Lauder in a statement issued Friday called on the state-owned Thyssen-Bornemisza Museum in Madrid to stop its legal fight to keep the Impressionist masterpiece “Rue Saint-Honoré, après-midi, effet de plui0e,” which was stolen from Lilly Cassirer, a German Jew seeking to flee her homeland in 1939.

The museum, which does not dispute that the painting was stolen, is fighting the lawsuit on technicalities, including international jurisdiction issues and time limitation on restitution claims.

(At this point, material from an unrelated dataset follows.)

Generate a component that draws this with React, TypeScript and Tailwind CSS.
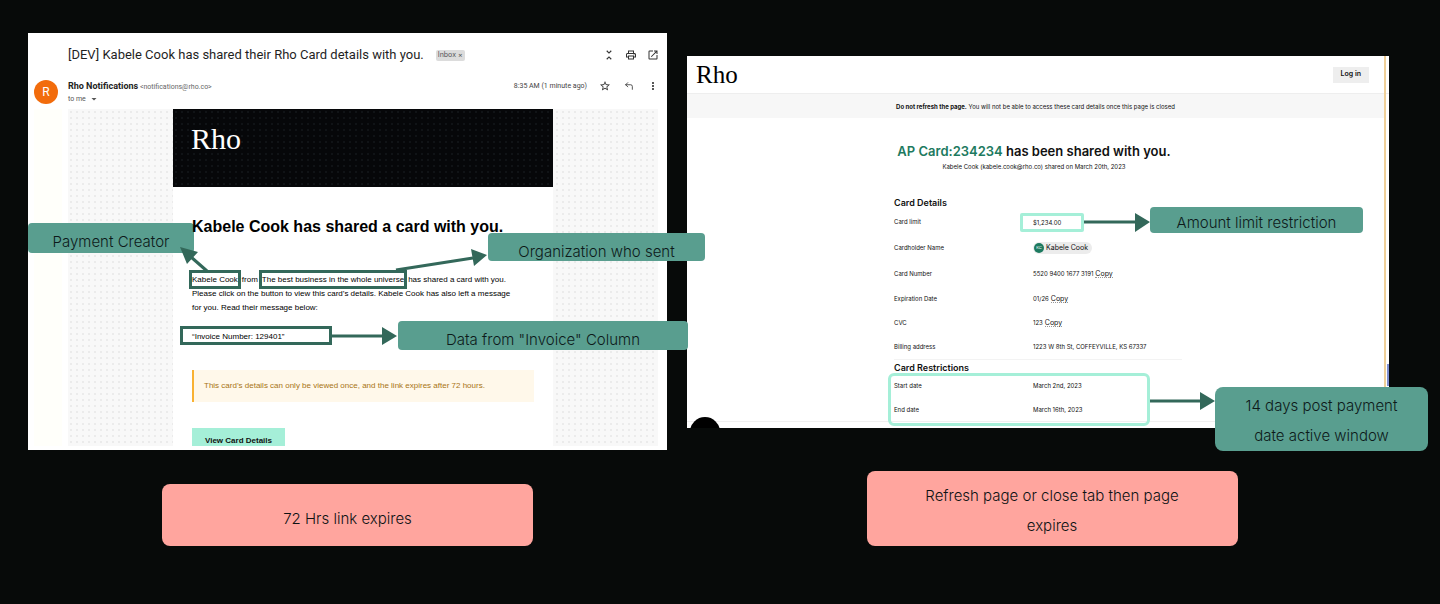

Cassirer’s father-in-law, Julius, purchased the painting from the painter Camille Pissarro. Her late grandson, Claude, sued for restitution in 2005 in a claim he filed with a U.S. district court in California.

“The Spanish government and the museum have subjected the late Claude Cassirer and now his heirs to a decade of litigation largely on technical legal issues,” Lauder wrote. “We are calling on Spain to fulfill promptly their moral obligation to this family.”

Lauder also noted that “since 1988, Spain has been a party to three different declarations, signed by dozens of nations, committing it to return looted art or settle with victims’ families expeditiously.”

In 2000, Lilly’s grandson Claude discovered that the painting was on display in the museum, which houses the collection of the late Baron Hans-Heinrich Thyssen-Bornemisza, the nephew of Fritz Thyssen, one of the largest German industrialists in the Third Reich.

After being rebuffed in his efforts to have the painting returned, Claude Cassirer filed suit in 2005 against Spain and the museum. Since his death, his two children, together with the United Jewish Federation of San Diego County, have continued the fight.